1. The denominator for the convergence on the gradient is currently computed as

den=MAX(fret,1.0);

but for negative fret values, this is alway 1.0 !
I think this line should be

den=MAX(abs(fret), 1.0);

because the function to minimize does not need to be positive and the minimum can be a negative value.

2. The components of the gradient (partial derivatives) are multiplied with the absolute value of the components of the current point:

temp = abs(g[i])*MAX(abs(p[i]),1.0)/den

however, this should use the *change* of the component rather than its absolute value (the criteria should be invariant to translations of the minimization problem). In addition, the MAX(...,1.0) magic is useless, if not harmful here (guess it is a copy+paste bug from the denominator calculation of the Delta(x) convergence criteria a few lines above in the same routine. In a denominator, MAX(...,1.0) prevents dividing by zero and switches from relative to absolute differences - but here it is a multiplier, not a denominator).
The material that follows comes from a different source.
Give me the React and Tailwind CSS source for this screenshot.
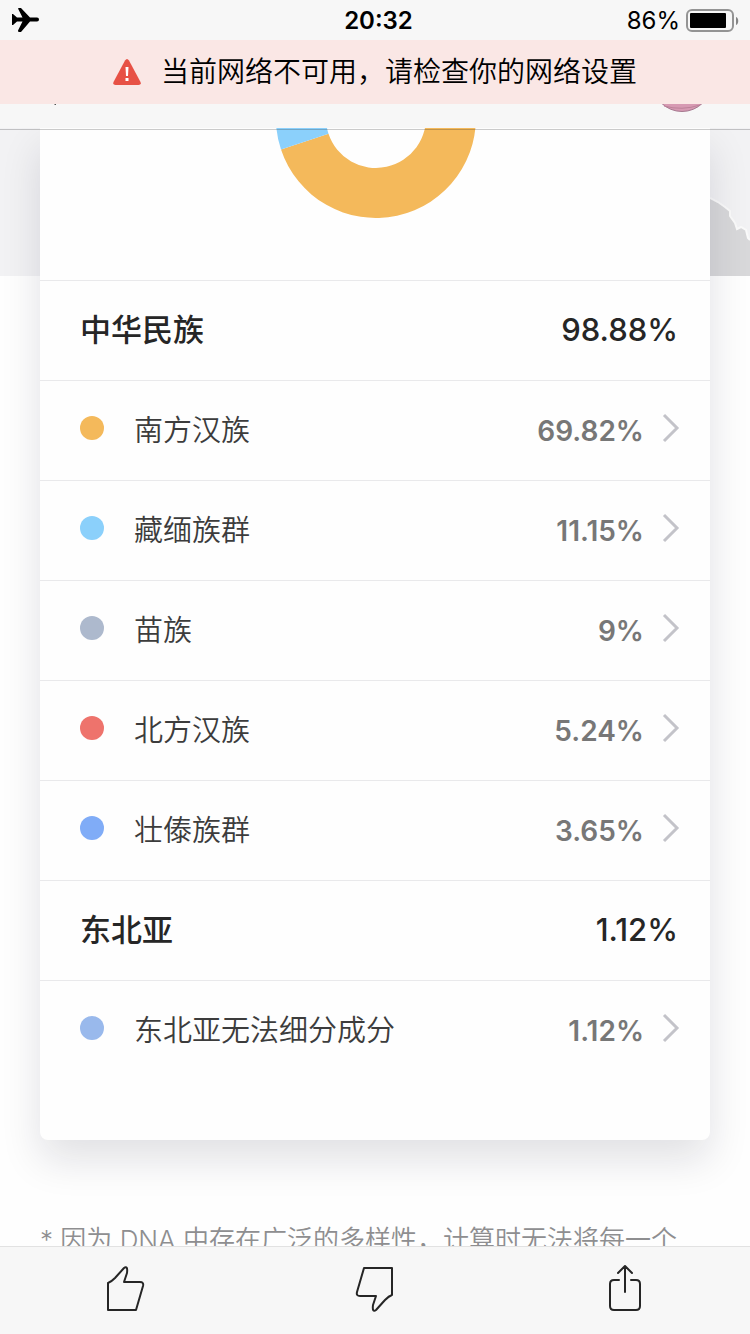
import React from 'react'

const groups = [
    {
        name: '中华民族',
        value: '98.88%',
        items: [
            { name: '南方汉族', value: '69.82%', dot: 'bg-[#f4b95b]' },
            { name: '藏缅族群', value: '11.15%', dot: 'bg-[#8bd0fb]' },
            { name: '苗族', value: '9%', dot: 'bg-[#adb9cd]' },
            { name: '北方汉族', value: '5.24%', dot: 'bg-[#ee736c]' },
            { name: '壮傣族群', value: '3.65%', dot: 'bg-[#80acf7]' },
        ],
    },
    {
        name: '东北亚',
        value: '1.12%',
        items: [{ name: '东北亚无法细分成分', value: '1.12%', dot: 'bg-[#99b9ec]' }],
    },
]

function StatusBar() {
    return (
        <div className="grid h-10 grid-cols-3 items-center pl-3 pr-[11px] pt-0.5 text-2xl leading-none text-black">
            <svg className="h-[26px] w-7" viewBox="0 0 28 26" fill="currentColor" aria-label="飞行模式">
                <path d="M0 6h1l4 3.500h5.500L6 .5Q6 0 7 0h2l9 9.500h7a2 2 0 0 1 0 4h-7L9 24H7q-1 0-1-1.500l4.500-9H5L1 17H0z" />
            </svg>
            <span className="pl-1.5 text-center font-semibold">20:32</span>
            <div className="flex items-center justify-end gap-1.5">
                <span>86%</span>
                <svg className="h-6 w-[53px]" viewBox="0 0 53 24" aria-label="电池">
                    <rect x="1" y="1" width="46" height="21" rx="5" fill="none" stroke="#949494" strokeWidth="2" />
                    <rect x="4" y="4" width="36" height="15" rx="1" />
                    <path d="M50 8c3 1 3 7 0 8z" fill="#858585" />
                </svg>
            </div>
        </div>
    )
}

function NetworkAlert() {
    return (
        <div role="alert" className="flex h-16 items-center justify-center gap-5 bg-[#fae7e5] text-[28px] font-[350] text-black">
            <svg className="h-[26px] w-7" viewBox="0 0 28 26">
                <path d="M12 1.500q2-3 4 0l11.500 21.500q1 3-2 3h-23q-3 0-2-3z" fill="#e75145" />
                <path d="M12.500 8h3l-.5 9h-2zM12.500 19h3v3h-3z" fill="#fff" />
            </svg>
            <span>当前网络不可用，请检查你的网络设置</span>
        </div>
    )
}

function NavBar() {
    return (
        <div className="flex h-6 items-start justify-between pl-[54px] pr-[38px]">
            <svg className="h-px w-0.5" viewBox="0 0 2 1">
                <path d="M0 0h2v1H1z" fill="#555" />
            </svg>
            <svg className="h-2 w-[60px]" viewBox="0 52 60 8">
                <circle cx="30" cy="30" r="29.500" fill="#d79ab3" stroke="#a5788f" />
                <path d="M12 54q18 5 36-1" fill="none" stroke="#bd8199" />
            </svg>
        </div>
    )
}

function Donut() {
    return (
        <svg className="h-[90px] w-[200px]" viewBox="-100 10 200 90">
            <path d="M0-100A100 100 0 1 1-95 31.500L-47.500 15.700A50 50 0 1 0 0-50z" fill="#f4b95b" />
            <path d="M-95 31.500A100 100 0 0 1-94-34L-47-17A50 50 0 0 0-47.500 15.700z" fill="#8bd0fb" />
        </svg>
    )
}

function Row({ item }) {
    return (
        <li className="border-t border-[#e9e9eb]">
            <button className="flex h-[99px] w-full items-center pl-10 pr-[30px] pb-[5px]">
                <span className={`size-6 rounded-full ${item.dot}`} />
                <span className="ml-[30px] pt-1.5 text-[29px] font-[350] text-[#3c3c3c]">{item.name}</span>
                <span className="ml-auto pt-1.5 text-[28px] font-semibold text-[#777]">{item.value}</span>
                <svg className="ml-[18px] h-[30px] w-[18px]" viewBox="0 0 18 30" fill="none" stroke="#c3c3c9" strokeWidth="3">
                    <path d="M2 2l13 13L2 28" />
                </svg>
            </button>
        </li>
    )
}

function ToolButton({ label, children }) {
    return (
        <button aria-label={label} className="flex flex-1 items-center justify-center pb-[3px]">
            <svg className="size-12" viewBox="0 0 48 48" fill="none" stroke="#262626" strokeWidth="2" strokeLinecap="round" strokeLinejoin="round">
                {children}
            </svg>
        </button>
    )
}

export default function App() {
    return (
        <div className="flex h-screen flex-col overflow-hidden bg-[#fefefe] font-['Inter','Noto_Sans_CJK_SC',sans-serif]">
            <header className="shrink-0 bg-[#f7f7f7]">
                <StatusBar />
                <NetworkAlert />
                <NavBar />
            </header>

            <main className="relative flex-1 overflow-hidden">
                <div className="absolute inset-x-0 top-0 flex h-[148px] justify-end bg-[#f2f2f4]">
                    <svg className="h-[148px] w-10" viewBox="0 0 40 148">
                        <path d="M0 70l8 4 7 5 5 4v5l5 7 2 6 4-2 5 3 2 8 2 2v36H0z" fill="#d8d8da" />
                        <path d="M0 70l8 4 7 5 5 4v5l5 7 2 6 4-2 5 3 2 8 2 2" fill="none" stroke="#fafafa" strokeWidth="2" />
                    </svg>
                </div>
                <div className="absolute inset-x-0 top-px z-10 h-px bg-black/20" />

                <section className="relative mx-10 rounded-b-lg bg-[#fefefe] pb-[60px] shadow-[0_20px_40px_rgba(20,20,40,0.12)]">
                    <div className="flex h-[152px] justify-center pl-0.5">
                        <Donut />
                    </div>
                    {groups.map(group => (
                        <div key={group.name}>
                            <h2 className="flex h-[100px] items-center justify-between border-t border-[#e9e9eb] pl-10 pr-8 text-[31px] font-medium text-[#262626]">
                                <span>{group.name}</span>
                                <span>{group.value}</span>
                            </h2>
                            <ul>
                                {group.items.map(item => <Row key={item.name} item={item} />)}
                            </ul>
                        </div>
                    ))}
                </section>

                <p className="relative mx-10 mt-20 whitespace-nowrap text-[26px] font-[350] leading-10 text-[#8e8e90]">
                    * 因为 DNA 中存在广泛的多样性，计算时无法将每一个
                </p>
            </main>

            <footer className="flex h-[88px] shrink-0 border-t border-[#e2e2e2] bg-[#f7f7f7]">
                <ToolButton label="赞">
                    <path d="M7 18v27h28l7-24q1-4-3-4H23l3-9q1-8-3-5L14 13q-4 4-7 5z" />
                </ToolButton>
                <ToolButton label="踩">
                    <path d="M41 30V3H13L6 27q-1 4 3 4h16l-3 9q-1 8 3 5l9-10q4-4 7-5z" />
                </ToolButton>
                <ToolButton label="分享">
                    <path d="M18 15h-5q-4 0-4 4v22q0 4 4 4h22q4 0 4-4V19q0-4-4-4h-5M24 27V1M17 8l7-7 7 7" />
                </ToolButton>
            </footer>
        </div>
    )
}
So I think this line should read

temp = abs(g[i])*abs(xi[i])/den

(The vector xi is already computed as the difference of the current point minus the previous point before).

Both problems might have been unnoticed for a longer time, since problem 1. simply means that absolute instead relative differences are used and 2. does not have much impact if all the components of the solution are in order of magnitude one, as is stated in the last paragraph of section 9.7.2

Saul Teukolsky
11-07-2007, 12:29 PM
Dear Nils,

1. Yes, this should be abs(fret). This bug has been unnoticed for a very long time! In practice, it probably doesn't cause serious problems, but we'll fix it in the next reprinting.

2. The test for a small gradient is actually subtle. It is described in the Dennis and Schnabel reference we give in the book in their section 7.2. The basic idea is to define the relative gradient along the i-direction at the current point x as

relative rate of change in f / relative rate of change in x
= (delta f / f) / (delta x / x)

Approximating delta f by (grad f) (delta x) gives the formula we use. (You should treat x as a vector here, so it's really the ith component we're talking about.) You must safeguard against zero values of both f and x, as is clear from the above expression.

The test you propose would actually work OK on many problems, but it's not the test we use.

Best wishes,
Saul Teukolsky

nils
11-08-2007, 02:53 AM
Dear Saul,

thanks for your clarification on item 2. Now everything is clear to me, including this MAX(...,10.) spell - it is that safeguard against zero x components that you mentioned, but now appears in the nominator.

I think it would be worth a comment in the code, since it is not obvious. When I was reading that code "line by line" as you recommend in section 1.0.1 of the book, I was simply choking on that line. A comment like "relative change in f divided by relative change in x" or simply "(df/f) / (dx/x)" would help a lot to the understanding.

And it points out another important "feature" of the routine: The code is not invariant to translations in x - you already mentined in the text before as "badly scaled".

Regarding problem 1., I found it in the routines
- minimize() (10.8) and potentially it also exists in
- newt() (9.7.2, not sure whether f is guaranteed positive here)